With this first volume of what is billed as a complete recording of Platti’s harpsichord sonatas, played with proficient enthusiasm and commitment by Filippo Emanuele Ravizza, listeners have an opportunity to make up their own mind. Ravizza is not shy of striking colours or sharp transitions, and certainly seems to share Torrefranca’s estimate of Platti’s innovatory style. To my ears the results seem sometimes a little forced, a little strained. But there is a great deal to enjoy in this immensely vivacious reading of the music. Ravizza plays a modern copy of an instrument by the eighteenth century manufacturer J.D. Dulcken; though no details are given it is evidently of the same ‘family’ as the copy of a Dulcken instrument of 1745 played so famously by Gustav Leonhardt, and its sharp, percussive sound is well suited to Ravizza’s needs here.

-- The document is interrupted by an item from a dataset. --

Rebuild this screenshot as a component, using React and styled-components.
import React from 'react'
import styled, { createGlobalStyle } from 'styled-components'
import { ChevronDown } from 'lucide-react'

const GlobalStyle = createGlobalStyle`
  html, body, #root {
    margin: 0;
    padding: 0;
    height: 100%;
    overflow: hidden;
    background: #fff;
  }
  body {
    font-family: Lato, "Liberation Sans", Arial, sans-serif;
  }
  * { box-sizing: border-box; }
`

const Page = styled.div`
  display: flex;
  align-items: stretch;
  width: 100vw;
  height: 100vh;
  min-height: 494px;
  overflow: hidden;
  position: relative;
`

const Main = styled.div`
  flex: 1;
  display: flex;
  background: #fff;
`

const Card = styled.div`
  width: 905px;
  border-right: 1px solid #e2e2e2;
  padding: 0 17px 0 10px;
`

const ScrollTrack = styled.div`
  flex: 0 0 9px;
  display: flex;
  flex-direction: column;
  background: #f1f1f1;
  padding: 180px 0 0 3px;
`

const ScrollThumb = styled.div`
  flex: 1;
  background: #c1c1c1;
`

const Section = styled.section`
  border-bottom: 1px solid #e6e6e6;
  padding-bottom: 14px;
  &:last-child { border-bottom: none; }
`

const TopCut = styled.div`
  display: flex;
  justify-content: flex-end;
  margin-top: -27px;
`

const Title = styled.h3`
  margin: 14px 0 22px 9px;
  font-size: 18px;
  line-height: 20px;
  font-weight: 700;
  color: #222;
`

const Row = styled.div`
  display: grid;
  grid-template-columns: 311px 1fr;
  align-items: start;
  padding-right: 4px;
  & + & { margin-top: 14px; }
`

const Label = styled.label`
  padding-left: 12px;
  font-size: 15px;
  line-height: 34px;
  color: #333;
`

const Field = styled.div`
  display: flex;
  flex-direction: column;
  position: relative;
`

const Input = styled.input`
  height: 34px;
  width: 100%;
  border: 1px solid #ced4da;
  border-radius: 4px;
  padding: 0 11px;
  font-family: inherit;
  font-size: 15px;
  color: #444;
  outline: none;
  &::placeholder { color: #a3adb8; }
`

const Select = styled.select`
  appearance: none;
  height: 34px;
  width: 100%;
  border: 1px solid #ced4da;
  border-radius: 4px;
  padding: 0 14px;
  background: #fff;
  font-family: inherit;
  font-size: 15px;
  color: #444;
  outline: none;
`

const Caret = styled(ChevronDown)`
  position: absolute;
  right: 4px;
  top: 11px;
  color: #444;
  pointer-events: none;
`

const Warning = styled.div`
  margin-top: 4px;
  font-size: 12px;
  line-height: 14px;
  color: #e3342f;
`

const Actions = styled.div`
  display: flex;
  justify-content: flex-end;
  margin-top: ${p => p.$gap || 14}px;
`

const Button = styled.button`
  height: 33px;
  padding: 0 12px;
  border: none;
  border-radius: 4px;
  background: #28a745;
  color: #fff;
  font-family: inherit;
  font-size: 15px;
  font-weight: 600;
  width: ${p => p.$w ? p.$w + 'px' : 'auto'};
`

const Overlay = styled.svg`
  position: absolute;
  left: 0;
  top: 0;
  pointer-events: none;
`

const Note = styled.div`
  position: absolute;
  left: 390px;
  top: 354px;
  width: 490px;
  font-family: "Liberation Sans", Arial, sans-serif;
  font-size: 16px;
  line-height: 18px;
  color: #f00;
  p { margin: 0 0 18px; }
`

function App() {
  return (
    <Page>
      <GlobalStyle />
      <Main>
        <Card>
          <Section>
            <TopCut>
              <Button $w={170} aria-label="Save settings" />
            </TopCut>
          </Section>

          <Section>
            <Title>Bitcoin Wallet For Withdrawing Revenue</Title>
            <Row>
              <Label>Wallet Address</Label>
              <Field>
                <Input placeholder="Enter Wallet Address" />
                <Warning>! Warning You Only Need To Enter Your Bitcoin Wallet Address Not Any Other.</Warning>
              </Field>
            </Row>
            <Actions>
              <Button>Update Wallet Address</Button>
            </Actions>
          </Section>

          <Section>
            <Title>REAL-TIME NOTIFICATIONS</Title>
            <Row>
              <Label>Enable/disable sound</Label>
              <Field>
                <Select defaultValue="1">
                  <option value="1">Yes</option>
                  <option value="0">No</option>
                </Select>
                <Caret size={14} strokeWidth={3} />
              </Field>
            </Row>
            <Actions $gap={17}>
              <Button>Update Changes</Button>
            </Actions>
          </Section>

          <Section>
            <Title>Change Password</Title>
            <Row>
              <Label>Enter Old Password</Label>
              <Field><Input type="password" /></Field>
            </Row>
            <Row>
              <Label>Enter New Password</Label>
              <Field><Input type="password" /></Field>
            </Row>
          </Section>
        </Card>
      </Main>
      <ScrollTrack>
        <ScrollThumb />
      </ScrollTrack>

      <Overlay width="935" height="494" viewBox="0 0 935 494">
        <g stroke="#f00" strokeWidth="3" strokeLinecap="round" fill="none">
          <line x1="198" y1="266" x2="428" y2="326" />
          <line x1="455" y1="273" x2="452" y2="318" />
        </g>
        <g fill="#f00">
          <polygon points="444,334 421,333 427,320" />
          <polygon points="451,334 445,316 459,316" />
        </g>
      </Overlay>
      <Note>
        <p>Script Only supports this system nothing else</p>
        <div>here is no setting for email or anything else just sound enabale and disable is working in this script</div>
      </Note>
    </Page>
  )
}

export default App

Platti is not the staggeringly important figure of Torrefranca’s claims. But he is an interesting writer for keyboards who deserves a hearing. He gets a good chance to be heard on this first CD of Ravizza’s series (the second volume has also now been issued). It is a shame that the time limits of the CD mean that here we get to hear only nos. 1-5 of Platti’s 1742 collection of VI Sonates pour le Clavessin sur le Gout Italien. The sixth heads off the second CD.